Questo appare ancora più necessario per consentire la crescita e lo sviluppo sui mercati internazionali delle eccellenze del Made in Italy alimentare sempre più ricercate dalle classi sociali benestanti dei Paesi emergenti e per contrastare il fenomeno dell’Italian sounding, che possiamo “combattere” soltanto aumentando la nostra capacità di offerta sui mercati, garantendo l’approvvigionamento delle materie prime, sia nazionali che di importazione, per coprire il fabbisogno dei nostri allevamenti e della nostra industria di trasformazione.
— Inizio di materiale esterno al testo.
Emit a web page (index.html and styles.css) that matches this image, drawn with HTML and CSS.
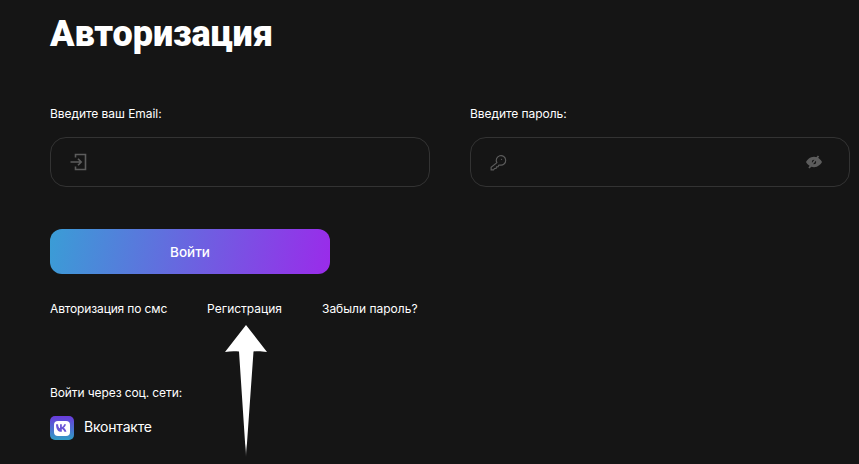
FILE: index.html
```html
<!DOCTYPE html>
<html lang="ru">
<head>
<meta charset="utf-8">
<title>Авторизация</title>
<link rel="stylesheet" href="styles.css">
</head>
<body>
<main class="page">
  <h1 class="title">Авторизация</h1>
  <div class="fields">
    <div class="field">
      <label class="label">Введите ваш Email:</label>
      <div class="input">
        <svg class="icon" width="18" height="18" viewBox="0 0 18 18" fill="none" stroke="#5c5c5c" stroke-width="1.6"><path d="M5.500 4.500V1.500H15.500V16.500H5.500V13.500"/><path d="M.5 9H11M8 5.800L11.200 9L8 12.200"/></svg>
      </div>
    </div>
    <div class="field">
      <label class="label">Введите пароль:</label>
      <div class="input">
        <svg class="icon" width="17" height="17" viewBox="0 0 18 18" fill="none" stroke="#5c5c5c" stroke-width="1.2"><path d="M7.300 9.200A5 5 0 1 1 10.600 11.600L9.200 11.800L8.600 13.400L7 13.600L6.400 15.200L4.800 15.400L3.800 16.800H1.200V14L7.300 9.200Z"/><circle cx="12.200" cy="5.600" r=".7" fill="#5c5c5c" stroke="none"/></svg>
        <svg class="icon" width="18" height="16" viewBox="0 0 18 16" fill="none"><path d="M9 2.800C13 2.800 16 6 17 8C16 10 13 13.200 9 13.200C5 13.200 2 10 1 8C2 6 5 2.800 9 2.800Z" fill="#5c5c5c"/><circle cx="9" cy="8" r="2.200" fill="#151515"/><path d="M13.500 2L4 14" stroke="#5c5c5c" stroke-width="1.800"/></svg>
      </div>
    </div>
  </div>
  <button class="submit" type="button">Войти</button>
  <nav class="links">
    <a class="link link-tight">Авторизация по смс</a>
    <a class="link">Регистрация</a>
    <a class="link">Забыли пароль?</a>
  </nav>
  <p class="social-title">Войти через соц. сети:</p>
  <div class="social">
    <span class="vk">
      <span class="vk-inner">
        <svg width="12" height="8" viewBox="0 0 14 9"><path d="M0 0H2.400C2.500 2.700 3.400 4.300 4.700 4.900V0H6.800V3.300C8 3.100 9 1.700 9.500 0H11.600C11.200 1.900 10.100 3.400 8.900 4.200C10.200 4.900 11.500 6.300 12.200 9H9.800C9.300 7.300 8.100 6 6.800 5.800V9H6.300C2.500 9 .2 6 0 0Z" fill="#6a56d6"/></svg>
      </span>
    </span>
    <span class="vk-name">Вконтакте</span>
  </div>
</main>
<svg class="arrow" width="44" height="132" viewBox="0 0 44 132">
  <defs>
    <linearGradient id="fade" x1="0" y1="0" x2="0" y2="1">
      <stop offset="0" stop-color="#fff"/>
      <stop offset=".9" stop-color="#fff"/>
      <stop offset="1" stop-color="#fff" stop-opacity=".2"/>
    </linearGradient>
  </defs>
  <path d="M22 0L43 27C37 26 33 26 29.500 26.500L22 132L15 26.500C11 26 6 26 1 27Z" fill="url(#fade)"/>
</svg>
</body>
</html>
```
FILE: styles.css
```css
* { box-sizing: border-box; }
html, body { margin: 0; height: 100%; }
body {
  background: #151515;
  color: #fff;
  font-family: "Inter", "Liberation Sans", sans-serif;
  overflow: hidden;
  position: relative;
}
.page { padding: 12px 0 0 50px; }
.title {
  margin: 0;
  font-family: "Roboto", "Liberation Sans", sans-serif;
  font-weight: 900;
  font-size: 36px;
  line-height: 44px;
  letter-spacing: -0.1px;
}
.fields { display: flex; gap: 40px; margin-top: 50px; }
.field { width: 380px; }
.label { display: block; font-size: 12px; line-height: 16px; letter-spacing: -0.05px; }
.input {
  margin-top: 15px;
  height: 50px;
  border: 1px solid #333;
  border-radius: 16px;
  display: flex;
  align-items: center;
  justify-content: space-between;
  padding: 0 26px 0 19px;
}
.icon { display: block; }
.submit {
  display: block;
  margin-top: 42px;
  width: 280px;
  height: 45px;
  border: 0;
  border-radius: 12px;
  background: linear-gradient(100deg, #3a9dd6 0%, #9a2bea 100%);
  color: #fff;
  font: 500 13.5px "Inter", sans-serif;
}
.links { display: flex; gap: 40px; margin-top: 27px; }
.link { font-size: 12px; line-height: 16px; color: #fff; }
.link-tight { letter-spacing: -0.14px; }
.social-title { margin: 68px 0 0; font-size: 12px; line-height: 16px; letter-spacing: -0.1px; }
.social { display: flex; align-items: center; gap: 10px; margin-top: 15px; }
.vk {
  width: 24px;
  height: 24px;
  border-radius: 5px;
  background: linear-gradient(180deg, #6a3bdc 0%, #2f9cc4 100%);
  display: flex;
  align-items: center;
  justify-content: center;
}
.vk-inner {
  width: 16px;
  height: 15px;
  border-radius: 4px;
  background: #fff;
  display: flex;
  align-items: center;
  justify-content: center;
}
.vk-name { font-size: 14px; line-height: 18px; letter-spacing: -0.2px; position: relative; top: -1px; }
.arrow { position: absolute; left: 224px; top: 325px; }
```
È pertanto evidente che la questione degli approvvigionamenti rappresenta un tema vitale per un Paese come il nostro, ricco di produzione agroalimentari di eccellenza ma povero di materie prime per realizzarle. Una problematica che deve, perciò, essere affrontata in modo pragmatico, ripensando la politica agricola del nostro Paese, promuovendo la ricerca e l’innovazione per favorire produzioni sostenibili e di qualità sempre maggiore, incrementando i volumi prodotti, consentendo ai nostri agricoltori e alla nostra industria di trasformazione di recuperare competitività e al sistema Paese di aumentare le produzioni per soddisfare non solo le esigenze del mercato interno ma soprattutto per aumentare la nostra capacità di export che è diventato, e sarà sempre più in futuro, un elemento portante della nostra economia.